◆ LISTING
☆ ☆ ☆
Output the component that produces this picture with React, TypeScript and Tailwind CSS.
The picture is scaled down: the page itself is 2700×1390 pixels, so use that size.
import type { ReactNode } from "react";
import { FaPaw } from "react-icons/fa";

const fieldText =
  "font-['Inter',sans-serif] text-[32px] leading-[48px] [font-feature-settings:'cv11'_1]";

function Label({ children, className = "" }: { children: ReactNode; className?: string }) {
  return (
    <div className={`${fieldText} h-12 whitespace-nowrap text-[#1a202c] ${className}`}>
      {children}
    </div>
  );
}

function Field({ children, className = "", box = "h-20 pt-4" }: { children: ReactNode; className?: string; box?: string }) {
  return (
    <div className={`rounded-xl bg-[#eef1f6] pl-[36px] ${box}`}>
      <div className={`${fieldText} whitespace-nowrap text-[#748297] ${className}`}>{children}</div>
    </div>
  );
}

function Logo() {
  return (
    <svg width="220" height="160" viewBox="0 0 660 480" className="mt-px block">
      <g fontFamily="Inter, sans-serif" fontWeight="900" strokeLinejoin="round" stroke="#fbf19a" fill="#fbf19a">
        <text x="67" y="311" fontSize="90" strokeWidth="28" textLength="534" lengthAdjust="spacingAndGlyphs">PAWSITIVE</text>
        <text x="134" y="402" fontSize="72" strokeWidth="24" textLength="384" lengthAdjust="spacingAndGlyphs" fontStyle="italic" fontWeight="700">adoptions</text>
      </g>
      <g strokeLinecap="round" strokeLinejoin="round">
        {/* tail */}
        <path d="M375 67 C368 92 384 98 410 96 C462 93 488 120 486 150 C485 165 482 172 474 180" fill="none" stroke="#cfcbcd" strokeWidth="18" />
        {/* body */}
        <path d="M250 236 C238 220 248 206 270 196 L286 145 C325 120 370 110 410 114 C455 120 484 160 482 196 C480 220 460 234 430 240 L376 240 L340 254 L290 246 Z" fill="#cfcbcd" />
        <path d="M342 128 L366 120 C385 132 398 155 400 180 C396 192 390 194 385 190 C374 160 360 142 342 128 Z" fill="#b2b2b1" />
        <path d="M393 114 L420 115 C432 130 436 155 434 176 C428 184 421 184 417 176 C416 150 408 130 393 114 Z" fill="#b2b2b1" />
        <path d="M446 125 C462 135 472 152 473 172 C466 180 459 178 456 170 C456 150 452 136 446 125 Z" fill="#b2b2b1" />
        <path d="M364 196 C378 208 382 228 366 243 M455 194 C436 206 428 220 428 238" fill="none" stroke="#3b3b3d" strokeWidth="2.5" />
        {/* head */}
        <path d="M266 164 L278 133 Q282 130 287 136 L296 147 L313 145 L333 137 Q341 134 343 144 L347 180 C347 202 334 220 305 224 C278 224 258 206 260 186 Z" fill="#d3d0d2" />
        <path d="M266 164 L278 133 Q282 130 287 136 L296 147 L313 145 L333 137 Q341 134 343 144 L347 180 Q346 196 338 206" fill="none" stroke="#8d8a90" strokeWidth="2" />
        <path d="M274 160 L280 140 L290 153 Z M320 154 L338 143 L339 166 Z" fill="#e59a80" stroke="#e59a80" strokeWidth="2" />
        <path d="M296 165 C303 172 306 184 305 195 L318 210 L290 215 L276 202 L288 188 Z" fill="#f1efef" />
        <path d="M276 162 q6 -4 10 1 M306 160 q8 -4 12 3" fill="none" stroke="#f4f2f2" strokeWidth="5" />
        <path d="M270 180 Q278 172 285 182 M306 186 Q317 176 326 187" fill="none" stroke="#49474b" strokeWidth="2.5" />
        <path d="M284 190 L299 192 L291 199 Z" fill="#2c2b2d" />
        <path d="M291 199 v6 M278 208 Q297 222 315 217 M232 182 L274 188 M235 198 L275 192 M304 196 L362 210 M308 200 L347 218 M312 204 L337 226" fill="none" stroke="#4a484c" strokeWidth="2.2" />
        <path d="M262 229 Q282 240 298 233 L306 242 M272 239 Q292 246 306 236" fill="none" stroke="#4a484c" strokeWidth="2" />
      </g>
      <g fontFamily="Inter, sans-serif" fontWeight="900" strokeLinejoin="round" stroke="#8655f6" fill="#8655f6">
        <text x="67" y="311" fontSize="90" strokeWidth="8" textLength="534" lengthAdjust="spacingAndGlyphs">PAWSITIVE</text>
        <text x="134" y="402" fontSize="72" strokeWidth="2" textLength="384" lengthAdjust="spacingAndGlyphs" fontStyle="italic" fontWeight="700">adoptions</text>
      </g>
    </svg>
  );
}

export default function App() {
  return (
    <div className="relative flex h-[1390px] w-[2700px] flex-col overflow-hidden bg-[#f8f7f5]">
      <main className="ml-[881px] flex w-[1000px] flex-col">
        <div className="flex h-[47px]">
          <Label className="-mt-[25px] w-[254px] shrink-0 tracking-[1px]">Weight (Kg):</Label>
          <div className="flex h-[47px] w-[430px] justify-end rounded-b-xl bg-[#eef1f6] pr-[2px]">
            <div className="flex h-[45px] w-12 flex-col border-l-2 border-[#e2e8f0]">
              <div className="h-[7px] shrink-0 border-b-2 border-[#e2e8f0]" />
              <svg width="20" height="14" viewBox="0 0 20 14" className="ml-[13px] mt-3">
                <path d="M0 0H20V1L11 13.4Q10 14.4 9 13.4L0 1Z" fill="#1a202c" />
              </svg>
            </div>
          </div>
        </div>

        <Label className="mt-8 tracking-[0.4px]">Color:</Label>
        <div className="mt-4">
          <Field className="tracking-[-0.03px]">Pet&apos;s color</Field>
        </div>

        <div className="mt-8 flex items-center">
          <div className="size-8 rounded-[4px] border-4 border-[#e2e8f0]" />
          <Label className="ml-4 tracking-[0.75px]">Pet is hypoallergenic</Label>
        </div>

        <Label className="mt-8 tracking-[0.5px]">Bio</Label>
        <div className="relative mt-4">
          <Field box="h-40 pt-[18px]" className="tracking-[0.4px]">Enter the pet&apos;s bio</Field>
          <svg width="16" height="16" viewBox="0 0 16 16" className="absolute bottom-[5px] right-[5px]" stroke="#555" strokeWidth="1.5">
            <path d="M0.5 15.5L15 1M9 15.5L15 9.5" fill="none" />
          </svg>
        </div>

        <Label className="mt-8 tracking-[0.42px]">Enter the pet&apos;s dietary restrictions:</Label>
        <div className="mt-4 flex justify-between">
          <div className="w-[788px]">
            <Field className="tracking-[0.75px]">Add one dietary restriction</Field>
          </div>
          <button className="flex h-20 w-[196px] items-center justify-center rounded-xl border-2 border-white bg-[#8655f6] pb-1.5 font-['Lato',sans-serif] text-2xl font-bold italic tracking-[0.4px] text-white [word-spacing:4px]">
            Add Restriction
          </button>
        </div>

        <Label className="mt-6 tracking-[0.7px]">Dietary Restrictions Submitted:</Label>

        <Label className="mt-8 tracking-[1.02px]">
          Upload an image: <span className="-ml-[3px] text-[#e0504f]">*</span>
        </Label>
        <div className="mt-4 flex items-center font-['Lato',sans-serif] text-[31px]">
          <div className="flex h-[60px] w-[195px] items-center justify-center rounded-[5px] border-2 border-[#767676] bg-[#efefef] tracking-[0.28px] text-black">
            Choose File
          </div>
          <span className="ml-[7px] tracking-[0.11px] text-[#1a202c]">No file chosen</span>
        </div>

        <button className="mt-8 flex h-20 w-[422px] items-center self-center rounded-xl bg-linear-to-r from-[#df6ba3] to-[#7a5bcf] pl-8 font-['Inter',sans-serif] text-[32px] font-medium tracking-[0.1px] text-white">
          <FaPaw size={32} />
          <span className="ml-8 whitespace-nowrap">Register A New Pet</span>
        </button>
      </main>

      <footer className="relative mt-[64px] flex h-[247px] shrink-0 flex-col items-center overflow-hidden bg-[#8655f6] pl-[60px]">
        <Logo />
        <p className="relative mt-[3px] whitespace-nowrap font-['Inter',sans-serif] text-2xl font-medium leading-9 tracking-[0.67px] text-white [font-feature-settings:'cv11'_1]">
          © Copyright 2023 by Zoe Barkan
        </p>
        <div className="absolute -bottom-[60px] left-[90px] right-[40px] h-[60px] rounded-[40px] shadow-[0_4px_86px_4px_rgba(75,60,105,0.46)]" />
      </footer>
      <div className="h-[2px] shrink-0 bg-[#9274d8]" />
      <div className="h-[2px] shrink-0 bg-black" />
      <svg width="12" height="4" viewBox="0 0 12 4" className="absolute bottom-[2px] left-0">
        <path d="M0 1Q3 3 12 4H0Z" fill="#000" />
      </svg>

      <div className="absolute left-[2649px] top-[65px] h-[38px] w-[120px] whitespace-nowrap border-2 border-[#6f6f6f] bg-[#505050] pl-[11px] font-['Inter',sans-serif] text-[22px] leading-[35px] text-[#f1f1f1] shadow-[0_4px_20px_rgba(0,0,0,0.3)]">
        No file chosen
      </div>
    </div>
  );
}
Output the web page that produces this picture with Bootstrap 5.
☆ ☆ ☆
◆ INSTRUCTIONS TO FOLLOW
In the records above, find the lines containing "that" and copy them.

◆ OUTPUT
Output the component that produces this picture with React, TypeScript and Tailwind CSS.
The picture is scaled down: the page itself is 2700×1390 pixels, so use that size.
Output the web page that produces this picture with Bootstrap 5.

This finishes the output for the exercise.